We are convinced, owned, broken. We know their values better than they do: life, liberty, the pursuit of happiness. This triumvirate of sacred values are ours of course, and in this moment of practiced theater—the fight between the university and its own students—we have used their words on their stages: Save public education! When those values are violated by the very institutions which are created to protect them, the veneer fades, the tired set collapses: and we call it injustice, we get indignant. We demand justice from them, for them to adhere to their values. What many have learned again and again is that these institutions don’t care for those values, not at all, not for all. And we are only beginning to understand that those values are not even our own.
The values create popular images and ideals (healthcare, democracy, equality, happiness, individuality, pulling yourself up by your bootstraps, public education) while they mean in practice the selling of commodified identities, the state’s monopoly on violence, the expansion of markets and capital accumulation, the rule of property, the rule of exclusions based on race, gender, class, and domination and humiliation in general. They sell the practice through the image. We’re taught we’ll live the images once we accept the practice. In this crisis the Chancellors and Presidents, the Regents and the British Petroleums, the politicians and the managers, they all intend to be true to their values and capitalize on the university economically and socially—which is to say, nothing has changed, it is only an escalation, a provocation. Their most recent attempt to reorganize wealth and capital is called a crisis so that we are more willing to accept their new terms as well as what was always dead in the university, to see just how dead we are willing to play, how non-existent, how compliant, how desirous.
Every institution has of course our best interest in mind, so much so that we’re willing to pay, to enter debt contracts, to strike a submissive pose in the classroom, in the lab, in the seminar, in the dorm, and eventually or simultaneously in the workplace to pay back those debts. Each bulging institutional value longing to become more than its sentiment through us, each of our empty gestures of feigned-anxiety to appear under pressure, or of cool-ambivalence to appear accustomed to horror, every moment of student life, is the management of our consent to social death.
Social death is our banal acceptance of an institution’s meaning for our own lack of meaning.
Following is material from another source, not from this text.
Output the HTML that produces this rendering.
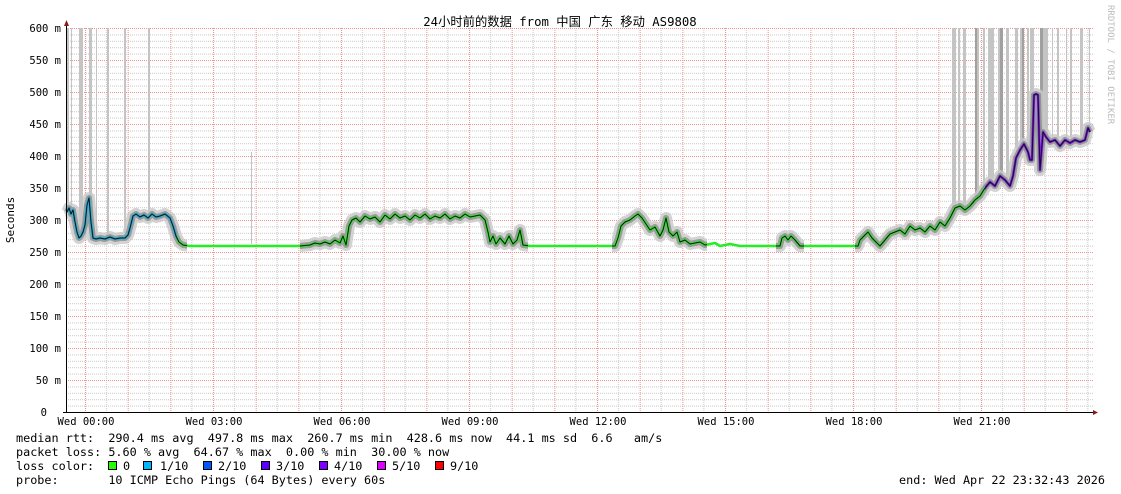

It’s the positions we thoughtlessly enact. It’s the particular nature of being owned.
Social rupture is the initial divorce between the owners and the owned. A social movement is a function of war. War contains the ability to create a new frame, to build a new tension for the agents at play, new dynamics in the battles both for the meaning and the material. When we move without a return to their tired meaning, to their tired configurations of the material, we are engaging in war.
It is November 2009. For an end to the values of social death we need ruptures and self-propelled, unmanaged movements of wild bodies. We need, we desire occupations. We are an antagonistic dead. Talk to your friends, take over rooms, take over as many of these dead buildings as you can. We will find one another.
Life and death are not properly scientific concepts but rather political concepts, which as such acquire a political meaning precisely only through a decision.